Charter Communications represents a departure from equitable mootness rulings by other circuits. By requiring satisfaction of all five Chateaugay factors and shifting the burden of proof from the plan proponents to the appellants, the Second Circuit appears to have broadened the scope of the equitable mootness doctrine and created substantial obstacles to obtaining relief from a confirmation order following substantial consummation of a chapter 11 plan. This doctrinal expansion seems to be at odds, however, with the court’s acknowledged duty to “carefully balance the importance of finality in bankruptcy proceedings against the appellant’s right to review and relief.” By appearing to abandon the balancing approach employed by other circuits in this context, the Second Circuit now stands alone in presuming that an appeal is equitably moot following substantial consummation of a chapter 11 plan. Given the complexity of plans in most large chapter 11 cases, it is likely that Charter Communications will erect a significant hurdle for future litigants seeking to appeal the confirmation of a substantially consummated chapter 11 plan in the Second Circuit.

Additionally, Charter Communications deepens the divide between the circuits with respect to the appropriate standard of review for equitable mootness.
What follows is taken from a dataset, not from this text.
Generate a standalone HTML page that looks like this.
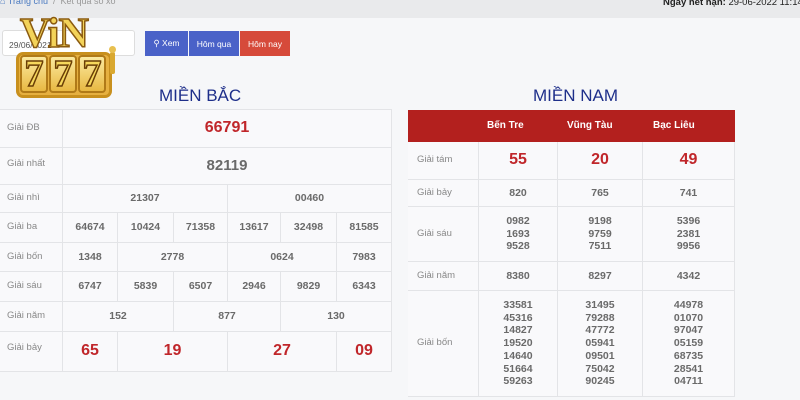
<!DOCTYPE html>
<html><head><meta charset="utf-8"><style>
*{margin:0;padding:0;box-sizing:border-box}
body{width:800px;height:400px;overflow:hidden;background:#f6f7f9;font-family:"Liberation Sans",sans-serif;position:relative;color:#666}
.a{position:absolute}
.c{position:absolute;border-right:1px solid #e3e4e7;border-bottom:1px solid #e3e4e7;background:#f9f9fb;display:flex;align-items:center;justify-content:center;font-size:10.5px;font-weight:bold;color:#6a6a6a;text-align:center;line-height:12.7px}
.l{justify-content:flex-start;padding-left:7px;font-weight:normal;color:#888;font-size:9.5px}
.r{color:#c0262a;font-size:16px}
.h{background:#b3201e;color:#fff;font-size:10px;border:none}
.t{font-size:17px;color:#1e2f8a;font-weight:normal}
.s{position:absolute;top:55px;width:28px;height:38px;border:2.5px solid #b07a18;border-radius:4px;background:linear-gradient(#fbeaa0,#e8b842);font-family:'Liberation Serif',serif;font-weight:bold;font-size:38px;line-height:34px;text-align:center;color:#f6d85c;-webkit-text-stroke:1.5px #6a3e06}
</style></head><body>
<div class="a" style="left:0;top:0;width:800px;height:18px;background:#e9eaec"></div>
<div class="a" style="left:0;top:-4px;font-size:9px;color:#4a7ac0;white-space:nowrap">&#8962; Trang chủ <span style="color:#999">&nbsp;/&nbsp; Kết quả số xổ</span></div>
<div class="a" style="left:663px;top:-3px;font-size:9.5px;font-weight:bold;color:#222;white-space:nowrap">Ngày hết hạn: <span style="font-weight:normal">29-06-2022 11:14</span></div>
<div class="a" style="left:2px;top:30px;width:133px;height:26px;background:#fff;border:1px solid #ddd;border-radius:3px;font-size:8.5px;color:#555;padding:9px 6px">29/06/2021</div>
<div class="a" style="left:145px;top:31px;width:43px;height:25px;background:#4a62c8;color:#fff;font-size:8.5px;display:flex;align-items:center;justify-content:center">&#9906; Xem</div>
<div class="a" style="left:189px;top:31px;width:50px;height:25px;background:#4a62c8;color:#fff;font-size:8.5px;display:flex;align-items:center;justify-content:center">Hôm qua</div>
<div class="a" style="left:240px;top:31px;width:50px;height:25px;background:#d64a3a;color:#fff;font-size:8.5px;display:flex;align-items:center;justify-content:center">Hôm nay</div>
<!-- logo -->
<div class="a" style="left:16px;top:52px;width:96px;height:46px;border:3px solid #c8901e;border-radius:7px;background:#e6b040"></div>
<div class="s" style="left:20px">7</div>
<div class="s" style="left:49px">7</div>
<div class="s" style="left:78px">7</div>
<div class="a" style="left:110px;top:52px;width:5px;height:22px;background:#d9a830;border-radius:2px"></div>
<div class="a" style="left:109px;top:46px;width:7px;height:7px;background:#e8c050;border-radius:50%"></div>
<div class="a" style="left:20px;top:10px;font-family:'Liberation Serif',serif;font-weight:bold;font-size:42px;color:#f3d35a;-webkit-text-stroke:1.5px #8a5a10;letter-spacing:-1px">ViN</div>
<div class="a t" style="left:159px;top:86px">MIỀN BẮC</div>
<div class="a t" style="left:533px;top:86px">MIỀN NAM</div>
<div class="a" style="left:0;top:109px;width:392px;height:263px;background:#f9f9fb;border-top:1px solid #e3e4e7"></div>
<!-- left table -->
<div class="c l" style="left:0;top:110px;width:63px;height:38px;align-items:flex-start;padding-top:12px">Giải ĐB</div>
<div class="c r" style="left:63px;top:110px;width:329px;height:38px">66791</div>
<div class="c l" style="left:0;top:148px;width:63px;height:37px;align-items:flex-start;padding-top:10px">Giải nhất</div>
<div class="c" style="left:63px;top:148px;width:329px;height:37px;font-size:15px">82119</div>
<div class="c l" style="left:0;top:185px;width:63px;height:28px">Giải nhì</div>
<div class="c" style="left:63px;top:185px;width:165px;height:28px">21307</div>
<div class="c" style="left:228px;top:185px;width:164px;height:28px">00460</div>
<div class="c l" style="left:0;top:213px;width:63px;height:30px">Giải ba</div>
<div class="c" style="left:63px;top:213px;width:55px;height:30px">64674</div>
<div class="c" style="left:118px;top:213px;width:56px;height:30px">10424</div>
<div class="c" style="left:174px;top:213px;width:54px;height:30px">71358</div>
<div class="c" style="left:228px;top:213px;width:53px;height:30px">13617</div>
<div class="c" style="left:281px;top:213px;width:56px;height:30px">32498</div>
<div class="c" style="left:337px;top:213px;width:55px;height:30px">81585</div>
<div class="c l" style="left:0;top:243px;width:63px;height:29px">Giải bốn</div>
<div class="c" style="left:63px;top:243px;width:55px;height:29px">1348</div>
<div class="c" style="left:118px;top:243px;width:110px;height:29px">2778</div>
<div class="c" style="left:228px;top:243px;width:109px;height:29px">0624</div>
<div class="c" style="left:337px;top:243px;width:55px;height:29px">7983</div>
<div class="c l" style="left:0;top:272px;width:63px;height:30px">Giải sáu</div>
<div class="c" style="left:63px;top:272px;width:55px;height:30px">6747</div>
<div class="c" style="left:118px;top:272px;width:56px;height:30px">5839</div>
<div class="c" style="left:174px;top:272px;width:54px;height:30px">6507</div>
<div class="c" style="left:228px;top:272px;width:53px;height:30px">2946</div>
<div class="c" style="left:281px;top:272px;width:56px;height:30px">9829</div>
<div class="c" style="left:337px;top:272px;width:55px;height:30px">6343</div>
<div class="c l" style="left:0;top:302px;width:63px;height:30px">Giải năm</div>
<div class="c" style="left:63px;top:302px;width:111px;height:30px">152</div>
<div class="c" style="left:174px;top:302px;width:107px;height:30px">877</div>
<div class="c" style="left:281px;top:302px;width:111px;height:30px">130</div>
<div class="c l" style="left:0;top:332px;width:63px;height:40px;align-items:flex-start;padding-top:10px">Giải bảy</div>
<div class="c r" style="left:63px;top:332px;width:55px;height:40px">65</div>
<div class="c r" style="left:118px;top:332px;width:110px;height:40px">19</div>
<div class="c r" style="left:228px;top:332px;width:109px;height:40px">27</div>
<div class="c r" style="left:337px;top:332px;width:55px;height:40px">09</div>
<!-- right table -->
<div class="c h" style="left:408px;top:110px;width:71px;height:32px"></div>
<div class="c h" style="left:479px;top:110px;width:79px;height:32px;justify-content:flex-start;padding-left:8px">Bến Tre</div>
<div class="c h" style="left:558px;top:110px;width:85px;height:32px;justify-content:flex-start;padding-left:9px">Vũng Tàu</div>
<div class="c h" style="left:643px;top:110px;width:92px;height:32px;justify-content:flex-start;padding-left:10px">Bạc Liêu</div>
<div class="c l" style="left:408px;top:142px;width:71px;height:38px;padding-left:9px">Giải tám</div>
<div class="c r" style="left:479px;top:142px;width:79px;height:38px">55</div>
<div class="c r" style="left:558px;top:142px;width:85px;height:38px">20</div>
<div class="c r" style="left:643px;top:142px;width:92px;height:38px">49</div>
<div class="c l" style="left:408px;top:180px;width:71px;height:27px;padding-left:9px">Giải bảy</div>
<div class="c" style="left:479px;top:180px;width:79px;height:27px">820</div>
<div class="c" style="left:558px;top:180px;width:85px;height:27px">765</div>
<div class="c" style="left:643px;top:180px;width:92px;height:27px">741</div>
<div class="c l" style="left:408px;top:207px;width:71px;height:55px;padding-left:9px">Giải sáu</div>
<div class="c" style="left:479px;top:207px;width:79px;height:55px">0982<br>1693<br>9528</div>
<div class="c" style="left:558px;top:207px;width:85px;height:55px">9198<br>9759<br>7511</div>
<div class="c" style="left:643px;top:207px;width:92px;height:55px">5396<br>2381<br>9956</div>
<div class="c l" style="left:408px;top:262px;width:71px;height:29px;padding-left:9px">Giải năm</div>
<div class="c" style="left:479px;top:262px;width:79px;height:29px">8380</div>
<div class="c" style="left:558px;top:262px;width:85px;height:29px">8297</div>
<div class="c" style="left:643px;top:262px;width:92px;height:29px">4342</div>
<div class="c l" style="left:408px;top:291px;width:71px;height:106px;padding-left:9px">Giải bốn</div>
<div class="c" style="left:479px;top:291px;width:79px;height:106px">33581<br>45316<br>14827<br>19520<br>14640<br>51664<br>59263</div>
<div class="c" style="left:558px;top:291px;width:85px;height:106px">31495<br>79288<br>47772<br>05941<br>09501<br>75042<br>90245</div>
<div class="c" style="left:643px;top:291px;width:92px;height:106px">44978<br>01070<br>97047<br>05159<br>68735<br>28541<br>04711</div>
</body></html>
This deepening rift may be a compelling invitation to review by the U.S. Supreme Court.

One important issue that is not addressed in any of the equitable mootness cases before the circuits is a litigant’s ability to seek a direct appeal to the relevant circuit court of appeal from a bankruptcy court’s confirmation order under the circumstances specified in 28 U.S.C. § 158(d)(2)(A). In light of the rapidity with which chapter 11 plans may be substantially consummated following plan confirmation—and the substantial risk that a stay pending appeal of a confirmation order may be denied—appellants seeking to avoid an equitable mootness ruling on the basis of substantial consummation may be well served by asking the bankruptcy court to certify a direct appeal.